* **What the exercise asks**
Reproduce the data below in full and exclude every picture.
— START OF Data provided —
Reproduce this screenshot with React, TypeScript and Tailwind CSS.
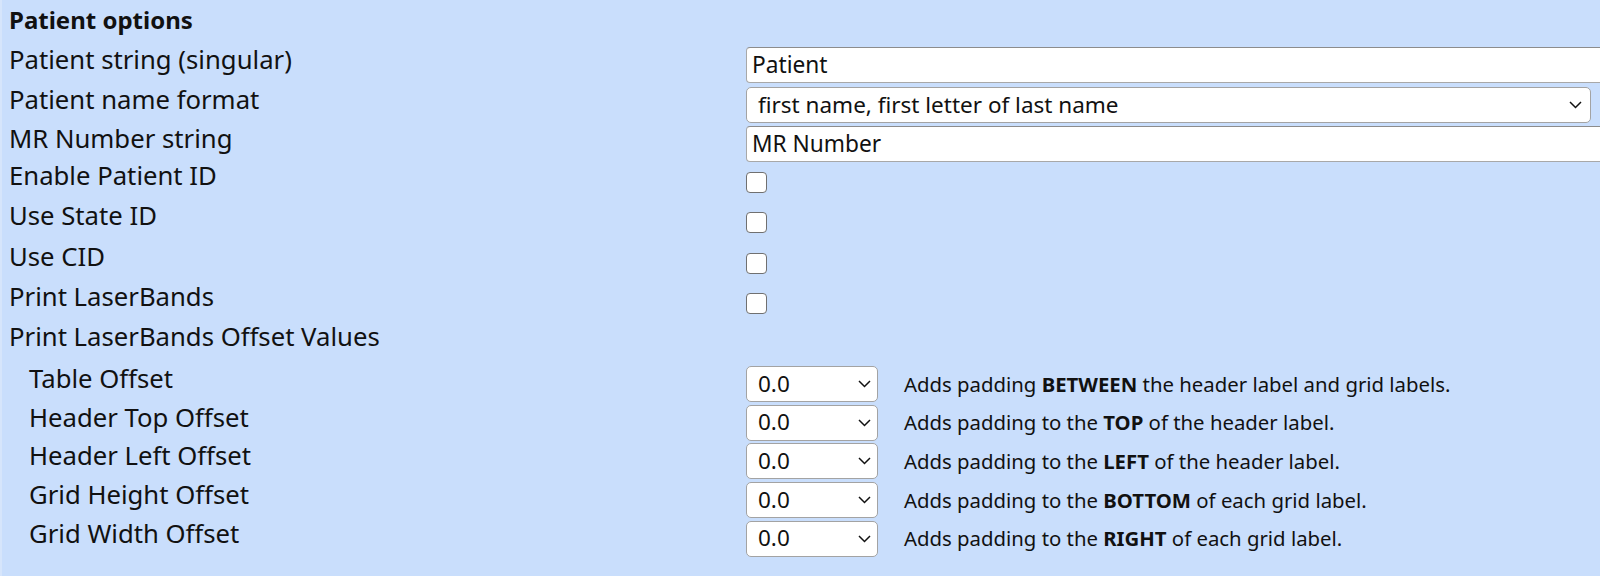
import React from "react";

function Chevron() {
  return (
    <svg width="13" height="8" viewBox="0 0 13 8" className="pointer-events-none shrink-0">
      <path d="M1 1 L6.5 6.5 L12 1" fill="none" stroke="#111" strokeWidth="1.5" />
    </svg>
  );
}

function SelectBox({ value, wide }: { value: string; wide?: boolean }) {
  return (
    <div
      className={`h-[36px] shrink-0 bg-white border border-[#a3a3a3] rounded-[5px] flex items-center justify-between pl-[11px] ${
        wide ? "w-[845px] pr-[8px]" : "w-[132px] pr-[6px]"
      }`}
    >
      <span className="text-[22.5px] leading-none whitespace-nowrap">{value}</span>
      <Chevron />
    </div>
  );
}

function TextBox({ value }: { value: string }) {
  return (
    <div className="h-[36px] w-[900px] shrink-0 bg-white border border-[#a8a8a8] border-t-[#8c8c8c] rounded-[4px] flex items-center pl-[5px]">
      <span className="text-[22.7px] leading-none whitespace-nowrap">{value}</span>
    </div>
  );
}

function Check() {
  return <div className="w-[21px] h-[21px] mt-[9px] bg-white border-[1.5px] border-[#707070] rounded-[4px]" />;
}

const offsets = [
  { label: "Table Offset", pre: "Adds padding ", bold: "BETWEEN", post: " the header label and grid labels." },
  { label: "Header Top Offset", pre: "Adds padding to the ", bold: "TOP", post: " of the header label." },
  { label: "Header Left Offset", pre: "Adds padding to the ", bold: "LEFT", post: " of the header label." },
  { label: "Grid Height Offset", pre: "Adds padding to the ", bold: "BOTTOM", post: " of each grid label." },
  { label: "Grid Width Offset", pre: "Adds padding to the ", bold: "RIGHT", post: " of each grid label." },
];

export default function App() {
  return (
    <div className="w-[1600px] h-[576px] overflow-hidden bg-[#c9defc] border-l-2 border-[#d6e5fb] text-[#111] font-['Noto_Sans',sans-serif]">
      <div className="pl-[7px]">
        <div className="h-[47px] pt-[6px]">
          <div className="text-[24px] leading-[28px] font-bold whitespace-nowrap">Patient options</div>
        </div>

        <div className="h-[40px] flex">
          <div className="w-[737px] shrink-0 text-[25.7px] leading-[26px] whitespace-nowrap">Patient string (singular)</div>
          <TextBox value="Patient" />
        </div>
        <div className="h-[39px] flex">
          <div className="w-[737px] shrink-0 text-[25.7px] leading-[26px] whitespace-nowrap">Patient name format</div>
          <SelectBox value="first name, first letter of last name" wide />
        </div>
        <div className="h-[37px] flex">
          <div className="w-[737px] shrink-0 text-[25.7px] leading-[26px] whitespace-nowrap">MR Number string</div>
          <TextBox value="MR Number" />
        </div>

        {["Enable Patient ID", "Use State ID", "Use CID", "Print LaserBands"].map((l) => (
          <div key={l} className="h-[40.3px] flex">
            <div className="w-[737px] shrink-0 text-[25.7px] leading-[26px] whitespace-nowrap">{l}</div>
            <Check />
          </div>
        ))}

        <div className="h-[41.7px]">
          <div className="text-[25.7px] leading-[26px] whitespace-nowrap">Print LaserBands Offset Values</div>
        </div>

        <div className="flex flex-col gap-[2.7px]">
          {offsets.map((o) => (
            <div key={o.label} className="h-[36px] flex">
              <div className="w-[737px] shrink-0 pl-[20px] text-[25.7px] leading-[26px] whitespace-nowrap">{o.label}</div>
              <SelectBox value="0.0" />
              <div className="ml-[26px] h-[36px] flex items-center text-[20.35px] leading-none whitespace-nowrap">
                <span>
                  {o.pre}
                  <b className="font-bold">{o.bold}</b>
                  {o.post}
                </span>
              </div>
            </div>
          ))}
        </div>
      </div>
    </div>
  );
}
— END OF Data provided —
* **Task result**
Reproduce this screenshot with React, TypeScript and Tailwind CSS.
import React from "react";

function Chevron() {
  return (
    <svg width="13" height="8" viewBox="0 0 13 8" className="pointer-events-none shrink-0">
      <path d="M1 1 L6.5 6.5 L12 1" fill="none" stroke="#111" strokeWidth="1.5" />
    </svg>
  );
}

function SelectBox({ value, wide }: { value: string; wide?: boolean }) {
  return (
    <div
      className={`h-[36px] shrink-0 bg-white border border-[#a3a3a3] rounded-[5px] flex items-center justify-between pl-[11px] ${
        wide ? "w-[845px] pr-[8px]" : "w-[132px] pr-[6px]"
      }`}
    >
      <span className="text-[22.5px] leading-none whitespace-nowrap">{value}</span>
      <Chevron />
    </div>
  );
}

function TextBox({ value }: { value: string }) {
  return (
    <div className="h-[36px] w-[900px] shrink-0 bg-white border border-[#a8a8a8] border-t-[#8c8c8c] rounded-[4px] flex items-center pl-[5px]">
      <span className="text-[22.7px] leading-none whitespace-nowrap">{value}</span>
    </div>
  );
}

function Check() {
  return <div className="w-[21px] h-[21px] mt-[9px] bg-white border-[1.5px] border-[#707070] rounded-[4px]" />;
}

const offsets = [
  { label: "Table Offset", pre: "Adds padding ", bold: "BETWEEN", post: " the header label and grid labels." },
  { label: "Header Top Offset", pre: "Adds padding to the ", bold: "TOP", post: " of the header label." },
  { label: "Header Left Offset", pre: "Adds padding to the ", bold: "LEFT", post: " of the header label." },
  { label: "Grid Height Offset", pre: "Adds padding to the ", bold: "BOTTOM", post: " of each grid label." },
  { label: "Grid Width Offset", pre: "Adds padding to the ", bold: "RIGHT", post: " of each grid label." },
];

export default function App() {
  return (
    <div className="w-[1600px] h-[576px] overflow-hidden bg-[#c9defc] border-l-2 border-[#d6e5fb] text-[#111] font-['Noto_Sans',sans-serif]">
      <div className="pl-[7px]">
        <div className="h-[47px] pt-[6px]">
          <div className="text-[24px] leading-[28px] font-bold whitespace-nowrap">Patient options</div>
        </div>

        <div className="h-[40px] flex">
          <div className="w-[737px] shrink-0 text-[25.7px] leading-[26px] whitespace-nowrap">Patient string (singular)</div>
          <TextBox value="Patient" />
        </div>
        <div className="h-[39px] flex">
          <div className="w-[737px] shrink-0 text-[25.7px] leading-[26px] whitespace-nowrap">Patient name format</div>
          <SelectBox value="first name, first letter of last name" wide />
        </div>
        <div className="h-[37px] flex">
          <div className="w-[737px] shrink-0 text-[25.7px] leading-[26px] whitespace-nowrap">MR Number string</div>
          <TextBox value="MR Number" />
        </div>

        {["Enable Patient ID", "Use State ID", "Use CID", "Print LaserBands"].map((l) => (
          <div key={l} className="h-[40.3px] flex">
            <div className="w-[737px] shrink-0 text-[25.7px] leading-[26px] whitespace-nowrap">{l}</div>
            <Check />
          </div>
        ))}

        <div className="h-[41.7px]">
          <div className="text-[25.7px] leading-[26px] whitespace-nowrap">Print LaserBands Offset Values</div>
        </div>

        <div className="flex flex-col gap-[2.7px]">
          {offsets.map((o) => (
            <div key={o.label} className="h-[36px] flex">
              <div className="w-[737px] shrink-0 pl-[20px] text-[25.7px] leading-[26px] whitespace-nowrap">{o.label}</div>
              <SelectBox value="0.0" />
              <div className="ml-[26px] h-[36px] flex items-center text-[20.35px] leading-none whitespace-nowrap">
                <span>
                  {o.pre}
                  <b className="font-bold">{o.bold}</b>
                  {o.post}
                </span>
              </div>
            </div>
          ))}
        </div>
      </div>
    </div>
  );
}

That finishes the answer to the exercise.